Читаем Нарушенные завещания полностью

Да, это так. И я тем охотнее переделаю свою метафору, поскольку страстно привязан к этому третьему тайму в виде «небесного зарева на исходе дня», привязан к этому тайму, частью которого, думаю, я сам являюсь, даже если я являюсь частью чего-то, чего уже нет.

Но вернемся к моему вопросу: что означает воля Стравинского охватить всю эпоху музыки? Какой в этом смысл?

Меня преследует один образ: согласно народным верованиям за одну секунду предсмертной агонии пред глазами человека проходит вся его жизнь.

В произведениях Стравинского европейская музыка вспомнила свою тысячелетнюю жизнь; это было ее последним сновидением, перед тем как уснуть вечным, без сновидений, сном.


ТРАНСКРИПЦИЯ – ИГРА

Будем различать две вещи. С одной стороны: общую тенденцию реабилитировать забытые принципы музыки прошлого, тенденцию, которая проходит через все творчество Стравинского и его великих современников; с другой стороны: прямой диалог, который ведет Стравинский то с Чайковским, то с Перголези, затем с Джезуальдо и т.д.; эти «прямые диалоги», транскрипции того или иного старинного произведения, того или иного конкретного стиля, являются манерой, присущей одному Стравинскому, она практически не свойственна современным ему композиторам (но встречается у Пикассо).

Адорно так интерпретирует транскрипции Стравинского (ключевые слова выделены мною): «Эти ноты (то есть диссонирующие, чуждые гармонии, какими пользуется Стравинский, например, в Пульчинелле. — М. К.) становятся следами насилия, к которому он прибегает против идиомы, и именно это насилие, которое в них смакуешь, и есть способ расправиться с музыкой, покуситься каким-то образом на ее жизнь. Если прежде диссонанс представлял собой выражение субъективного страдания, его грубость, изменив свою значимость, теперь становится признаком социального принуждения, которое провоцирует композитор — законодатель моды. Его произведения не имеют иного строительного материала, кроме эмблем этого принуждения, необходимости чисто внешней, не имеющей с ним ничего общего и налагаемой на сюжет извне. Вполне вероятно, что широкие отклики на неоклассицистские произведения Стравинского во многом были вызваны тем, что неосознанно и под видом эстетизма они по-своему подготовили людей к тому, что вскоре стало методически насаждаться в плане политическом».

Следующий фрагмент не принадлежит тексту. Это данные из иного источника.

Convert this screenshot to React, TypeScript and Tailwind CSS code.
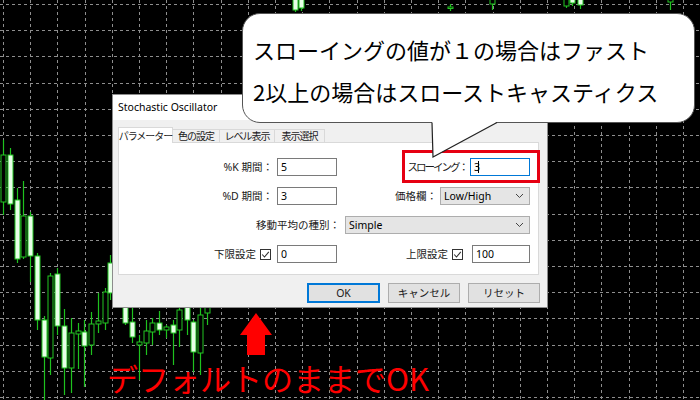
import React from "react";

type C = [number, number, number, number, number, boolean];

const candles: C[] = [
  [3, 140, 155, 202, 215, false],
  [10, 148, 155, 204, 210, true],
  [17, 188, 200, 259, 263, true],
  [23, 181, 216, 257, 259, false],
  [30, 212, 216, 256, 282, true],
  [37, 253, 256, 320, 330, true],
  [44, 316, 320, 357, 400, true],
  [50, 273, 276, 358, 375, false],
  [57, 268, 274, 326, 335, true],
  [64, 309, 326, 368, 395, true],
  [71, 318, 333, 368, 393, false],
  [78, 323, 331, 334, 369, false],
  [84, 320, 332, 346, 387, true],
  [91, 312, 324, 345, 355, false],
  [98, 293, 321, 324, 333, false],
  [105, 288, 292, 323, 330, false],
  [110, 255, 263, 293, 300, true],
  [125, 290, 295, 323, 325, true],
  [132, 300, 322, 337, 343, true],
  [139, 335, 342, 345, 380, false],
  [146, 320, 331, 343, 355, false],
  [152, 318, 323, 332, 345, false],
  [159, 311, 323, 330, 335, true],
  [166, 325, 327, 330, 338, false],
  [173, 320, 325, 333, 365, true],
  [179, 300, 310, 330, 347, false],
  [187, 290, 300, 320, 335, true],
  [193, 320, 322, 352, 372, true],
  [200, 300, 315, 353, 375, false],
  [207, 290, 300, 313, 325, false],
  [295, -5, -2, 10, 12, true],
  [301, -5, -2, 8, 11, true],
  [450, 4, 7, 8, 11, false],
  [492, -5, -2, 4, 10, false],
  [566, -5, -2, 6, 8, false],
  [572, -5, -2, 3, 6, true],
  [580, -5, -2, 5, 9, true],
  [670, -5, -2, 2, 10, false],
];

const VX = Array.from({ length: 26 }, (_, i) => 3.5 + Math.round(i * 27.2));
const HY = Array.from({ length: 16 }, (_, i) => 4.5 + Math.round(i * 26.2));

function Chart() {
  return (
    <svg className="absolute inset-0" width={700} height={400} viewBox="0 0 700 400">
      <rect width={700} height={400} fill="#000" />
      {VX.map((x) => (
        <line key={"v" + x} x1={x} y1={0} x2={x} y2={400} stroke="#8e8e8e" strokeWidth={1} strokeDasharray="3 3" />
      ))}
      {HY.map((y) => (
        <line key={"h" + y} x1={0} y1={y} x2={700} y2={y} stroke="#8e8e8e" strokeWidth={1} strokeDasharray="3 3" />
      ))}
      {candles.map(([x, hi, top, bot, lo, filled], i) => (
        <g key={i}>
          <line x1={x + 0.5} y1={hi} x2={x + 0.5} y2={lo} stroke="#1ec21e" strokeWidth={1.2} />
          <rect
            x={x - 2}
            y={top}
            width={5}
            height={Math.max(bot - top, 1.5)}
            fill={filled ? "#e8ffe8" : "#000"}
            stroke="#22c522"
            strokeWidth={1}
          />
        </g>
      ))}
    </svg>
  );
}

function Chevron() {
  return (
    <svg width={9} height={6} viewBox="0 0 9 6" className="shrink-0">
      <polyline points="1,1 4.5,4.5 8,1" fill="none" stroke="#444" strokeWidth={1} />
    </svg>
  );
}

function Input({ value, w, focus }: { value: string; w: string; focus?: boolean }) {
  return (
    <div
      className={
        focus
          ? "h-[18px] bg-white border border-[#0078d7] flex items-center pl-[3px] text-[10.5px] text-black " + w
          : "h-[18px] bg-white border border-[#7a7a7a] flex items-center pl-[3px] text-[10.5px] text-black " + w
      }
    >
      {value}
      {focus && <span className="w-px h-[12px] bg-black -ml-[2px]" />}
    </div>
  );
}

function Select({ value, w }: { value: string; w: string }) {
  return (
    <div
      className={
        "h-[18px] bg-[#e5e5e5] border border-[#adadad] flex items-center justify-between pl-[3px] pr-[5px] text-[10.5px] text-black " +
        w
      }
    >
      <span>{value}</span>
      <Chevron />
    </div>
  );
}

function Check() {
  return (
    <svg width={11} height={11} viewBox="0 0 11 11" className="shrink-0">
      <rect x={0.5} y={0.5} width={10} height={10} fill="#fff" stroke="#333" />
      <polyline points="2.2,5.5 4.5,8 8.8,2.8" fill="none" stroke="#333" strokeWidth={1.1} />
    </svg>
  );
}

export default function App() {
  return (
    <div className="relative w-[700px] h-[400px] bg-black overflow-hidden">
      <Chart />

      {/* Dialog */}
      <div className="absolute left-[112px] top-[94px] w-[436px] h-[214px] bg-[#f0f0f0] border border-[#8c8c8c] flex flex-col font-['Noto_Sans','Noto_Sans_CJK_JP',sans-serif] text-[#1a1a1a]">
        <div className="h-[25px] bg-white flex items-center pl-[5px] text-[10.5px] text-black">Stochastic Oscillator</div>
        <div className="pl-[5px] pt-[7px] flex flex-col">
          <div className="flex items-end h-[16px] text-[10px] leading-none whitespace-nowrap tracking-[-1px]">
            <div className="relative z-10 h-[16px] w-[55px] bg-white border border-b-0 border-[#d9d9d9] flex items-center justify-center">
              パラメーター
            </div>
            <div className="h-[14px] w-[47px] border border-l-0 border-[#d9d9d9] flex items-center justify-center">色の設定</div>
            <div className="h-[14px] w-[55px] border border-l-0 border-[#d9d9d9] flex items-center justify-center">レベル表示</div>
            <div className="h-[14px] w-[50px] border border-l-0 border-[#d9d9d9] flex items-center justify-center">表示選択</div>
          </div>
          <div className="relative -mt-px w-[421px] h-[133px] bg-white border border-[#d9d9d9] pt-[15px] flex flex-col gap-[11px] text-[10.5px] leading-none whitespace-nowrap">
            <div className="flex items-center">
              <div className="w-[154px] text-right">%K 期間：</div>
              <div className="ml-[4px]">
                <Input value="5" w="w-[60px]" />
              </div>
              <div className="w-[130px] text-right tracking-[-2px]">スローイング：</div>
              <div className="ml-[3px]">
                <Input value="3" w="w-[60px]" focus />
              </div>
            </div>
            <div className="flex items-center">
              <div className="w-[154px] text-right">%D 期間：</div>
              <div className="ml-[4px]">
                <Input value="3" w="w-[60px]" />
              </div>
              <div className="w-[100px] text-right">価格欄：</div>
              <div className="ml-[3px]">
                <Select value="Low/High" w="w-[90px]" />
              </div>
            </div>
            <div className="flex items-center">
              <div className="w-[221px] text-right">移動平均の種別：</div>
              <div className="ml-[5px]">
                <Select value="Simple" w="w-[185px]" />
              </div>
            </div>
            <div className="flex items-center">
              <div className="w-[154px] flex items-center justify-end gap-[4px] pr-[2px]">
                <span>下限設定</span>
                <Check />
              </div>
              <div className="ml-[4px]">
                <Input value="0" w="w-[60px]" />
              </div>
              <div className="w-[127px] flex items-center justify-end gap-[4px] pr-[1px]">
                <span>上限設定</span>
                <Check />
              </div>
              <div className="ml-[8px]">
                <Input value="100" w="w-[58px]" />
              </div>
            </div>
            <div className="absolute left-[283px] top-[7px] w-[138px] h-[33px] border-[3px] border-[#e60012]" />
          </div>
          <div className="flex justify-end gap-[8px] mt-[8px] w-[422px] text-[10.5px] leading-none">
            <div className="w-[73px] h-[20px] bg-[#e1e1e1] border-2 border-[#0078d7] flex items-center justify-center">OK</div>
            <div className="w-[72px] h-[20px] bg-[#e1e1e1] border border-[#adadad] flex items-center justify-center">キャンセル</div>
            <div className="w-[72px] h-[20px] bg-[#e1e1e1] border border-[#adadad] flex items-center justify-center">リセット</div>
          </div>
        </div>
      </div>

      {/* Speech bubble */}
      <div className="absolute left-[242px] top-[13px] w-[453px] h-[110px] bg-white rounded-[18px] border border-[#555] pt-[14px] pl-[10px] font-['Noto_Sans_CJK_JP',sans-serif] text-[22px] leading-[42px] text-black whitespace-nowrap">
        <div>スローイングの値が１の場合はファスト</div>
        <div>2以上の場合はスローストキャスティクス</div>
      </div>
      <svg className="absolute left-[420px] top-[110px]" width={90} height={50} viewBox="0 0 90 50">
        <polygon points="12,6 12,12 13,47 77,12 84,6" fill="#fff" />
        <polyline points="12,12.5 13,47 77,12.5" fill="none" stroke="#222" strokeWidth={1.2} />
      </svg>

      {/* Red arrow */}
      <svg className="absolute left-[238px] top-[311px]" width={36} height={46} viewBox="0 0 36 46">
        <polygon points="18,2 34,24 27,24 27,44 9,44 9,24 2,24" fill="#ff0000" />
      </svg>

      {/* Red caption */}
      <div className="absolute left-[107px] top-[361px] font-['Noto_Sans_CJK_JP',sans-serif] text-[31px] leading-[33px] text-[#ff0000] whitespace-nowrap">
        デフォルトのままでOK
      </div>
    </div>
  );
}
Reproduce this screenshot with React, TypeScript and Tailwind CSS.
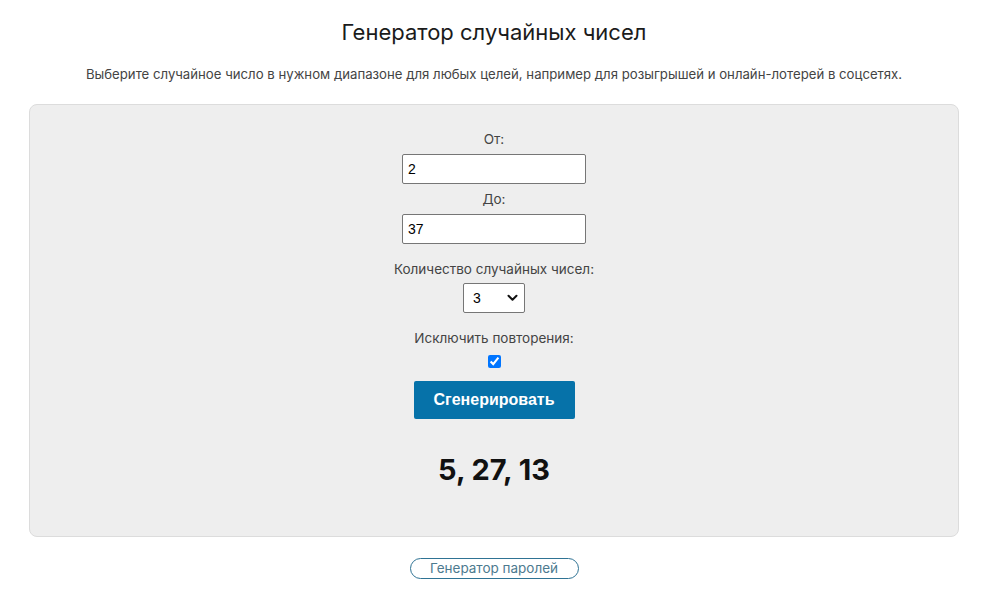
import { useState } from "react";

export default function App() {
  const [from, setFrom] = useState("2");
  const [to, setTo] = useState("37");
  const [count, setCount] = useState("3");
  const [unique, setUnique] = useState(true);

  return (
    <div className="min-h-[603px] bg-white font-['Inter','Noto_Sans',sans-serif] text-[#222]">
      <div className="ml-[29px] w-[930px] pt-[19px]">
        <h1 className="text-center text-[22px] font-normal leading-[26px] text-[#1b1b1b]">
          Генератор случайных чисел
        </h1>
        <p className="mt-[19px] text-center text-[13.2px] leading-[20px] text-[#444]">
          Выберите случайное число в нужном диапазоне для любых целей, например для розыгрышей и онлайн-лотерей в соцсетях.
        </p>

        {/* панель генератора */}
        <div className="mt-[20px] flex flex-col items-center rounded-lg border border-[#dcdcdc] bg-[#eeeeee] pb-[48px] pt-[24px]">
          <label className="text-[13.5px] leading-[20px] text-[#444]">От:</label>
          <input
            value={from}
            onChange={(e) => setFrom(e.target.value)}
            className="mt-[5px] h-[30px] w-[184px] rounded-[2px] border border-[#767676] bg-white px-[5px] font-['Liberation_Sans',Arial,sans-serif] text-[14px] text-black outline-none"
          />
          <label className="mt-[5px] text-[13.5px] leading-[20px] text-[#444]">До:</label>
          <input
            value={to}
            onChange={(e) => setTo(e.target.value)}
            className="mt-[5px] h-[30px] w-[184px] rounded-[2px] border border-[#767676] bg-white px-[5px] font-['Liberation_Sans',Arial,sans-serif] text-[14px] text-black outline-none"
          />
          <label className="mt-[15px] text-[13.5px] leading-[20px] text-[#444]">
            Количество случайных чисел:
          </label>
          <div className="relative mt-[4px]">
            <select
              value={count}
              onChange={(e) => setCount(e.target.value)}
              className="h-[30px] w-[62px] appearance-none rounded-[2px] border border-[#767676] bg-white pl-[9px] font-['Liberation_Sans',Arial,sans-serif] text-[14px] text-black outline-none"
            >
              {["1", "2", "3", "4", "5", "6", "7", "8", "9", "10"].map((n) => (
                <option key={n} value={n}>
                  {n}
                </option>
              ))}
            </select>
            <svg
              className="pointer-events-none absolute right-[7px] top-[11px]"
              width="11"
              height="8"
              viewBox="0 0 11 8"
              fill="none"
            >
              <path d="M1.5 1.8 L5.5 5.8 L9.5 1.8" stroke="#111" strokeWidth="2" strokeLinecap="round" strokeLinejoin="round" />
            </svg>
          </div>
          <label className="mt-[15px] text-[13.5px] leading-[20px] text-[#444]">
            Исключить повторения:
          </label>
          <input
            type="checkbox"
            checked={unique}
            onChange={(e) => setUnique(e.target.checked)}
            className="mt-[7px] size-[13px] accent-[#0075ff]"
          />
          <button className="mt-[13px] h-[38px] w-[161px] rounded-[2px] bg-[#0672a9] font-['Liberation_Sans',Arial,sans-serif] text-[16px] font-bold text-white">
            Сгенерировать
          </button>
          <div className="mt-[33px] text-[29px] font-bold leading-[36px] text-[#111]">5, 27, 13</div>
        </div>

        <div className="mt-[21px] flex justify-center">
          <a
            href="#"
            className="flex h-[21px] w-[169px] items-center justify-center rounded-full border border-[#2f7394] text-[13.5px] text-[#4d7a8f]"
          >
            Генератор паролей
          </a>
        </div>
      </div>
    </div>
  );
}
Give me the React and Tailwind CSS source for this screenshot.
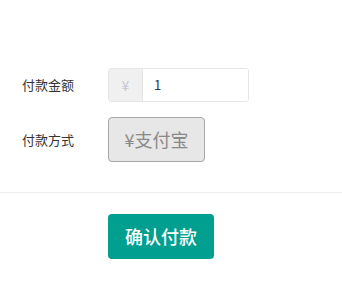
import React, { useState } from 'react';

const font = { fontFamily: '"Noto Sans CJK SC", "Noto Sans", sans-serif' };

export default function App() {
  const [amount, setAmount] = useState('1');

  return (
    <div className="w-[342px] h-[284px] bg-white pt-[68px]" style={font}>
      {/* 付款金额 */}
      <div className="flex items-center">
        <label className="w-[108px] pl-[22px] text-[13px] text-[#333]">付款金额</label>
        <div className="flex w-[141px] h-[34px] border border-[#e6e6e6] rounded-[3px] overflow-hidden">
          <span className="w-[34px] flex items-center justify-center bg-[#f0f0f0] border-r border-[#e6e6e6] text-[14px] text-[#c2c9d6]">¥</span>
          <input
            value={amount}
            onChange={(e) => setAmount(e.target.value)}
            className="flex-1 min-w-0 pl-[11px] text-[13px] text-[#2a3550] outline-none bg-white"
          />
        </div>
      </div>

      {/* 付款方式 */}
      <div className="flex items-center mt-[15px]">
        <label className="w-[108px] pl-[22px] text-[13px] text-[#333]">付款方式</label>
        <button className="w-[97px] h-[45px] border border-[#a6a6a6] bg-[#e7e7e7] rounded-[4px] text-[18px] text-[#8a8a8a]">
          ¥支付宝
        </button>
      </div>

      <div className="mt-[30px] h-px bg-[#eeeeee]" />

      <div className="mt-[21px] pl-[108px]">
        <button className="w-[106px] h-[45px] rounded-[4px] bg-[#009f8f] text-white text-[18px] font-medium">
          确认付款
        </button>
      </div>
    </div>
  );
}
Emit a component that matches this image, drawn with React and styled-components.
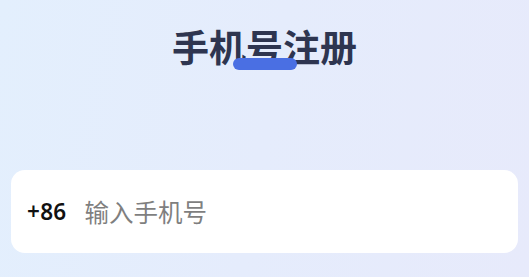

Повторим: диссонанс оправдан, если он является выражением «субъективного страдания», но у Стравинского (моральная вина которого, как известно, состоит в том, что он отказывается говорить о своих страданиях) тот же самый диссонанс является признаком грубости; она же возводится в параллель (в результате яркой вспышки — короткого замыкания в рассуждениях Адорно) с политической грубостью: таким образом, диссонансные аккорды, добавленные в музыку, например, Перголези, предвосхищают (а значит, и готовят) новый акт политического притеснения (что в контексте конкретной истории могло означать лишь одно: фашизм).

У меня есть собственный опыт свободной транскрипции произведения прошлого — в начале семидесятых годов еще в Праге я начал писать сценический вариант Жака-фаталиста. Дидро являлся для меня воплощением свободного, рационального, критического ума, период привязанности к нему был для меня ностальгией по Западу (оккупация русскими моей страны выглядела для меня как насильно навязанный отрыв от Запада). Но представления постоянно меняют свой смысл: сегодня я сказал бы, что Дидро воплощает для меня начало искусства романа и что моя пьеса была восхвалением отдельных принципов, близких старинным романистам, которые в то же время были дороги и мне: 1) доходящая до эйфории свобода композиции; 2) постоянное соседство фривольных историй и философских размышлений; 3) несерьезный, иронический, пародийный, шокирующий характер этих же размышлений. Правила игры были ясны: то, что я сделал, не было адаптацией Дидро, это была моя собственная пьеса, вариация на тему Дидро, дань почтения Дидро: я полностью перестроил его роман; даже если любовные истории взяты у него, рассуждения в диалогах скорее мои; любой читатель может сразу же заметить, что некоторые фразы никоим образом не могли выйти из-под пера Дидро; XVIII век отличался оптимизмом, мой же таковым уже не отличается, сам я — и того меньше, и персонажи Господина и Жака у меня заходят так далеко в своих скабрезностях, как немыслимо для века Просвещения.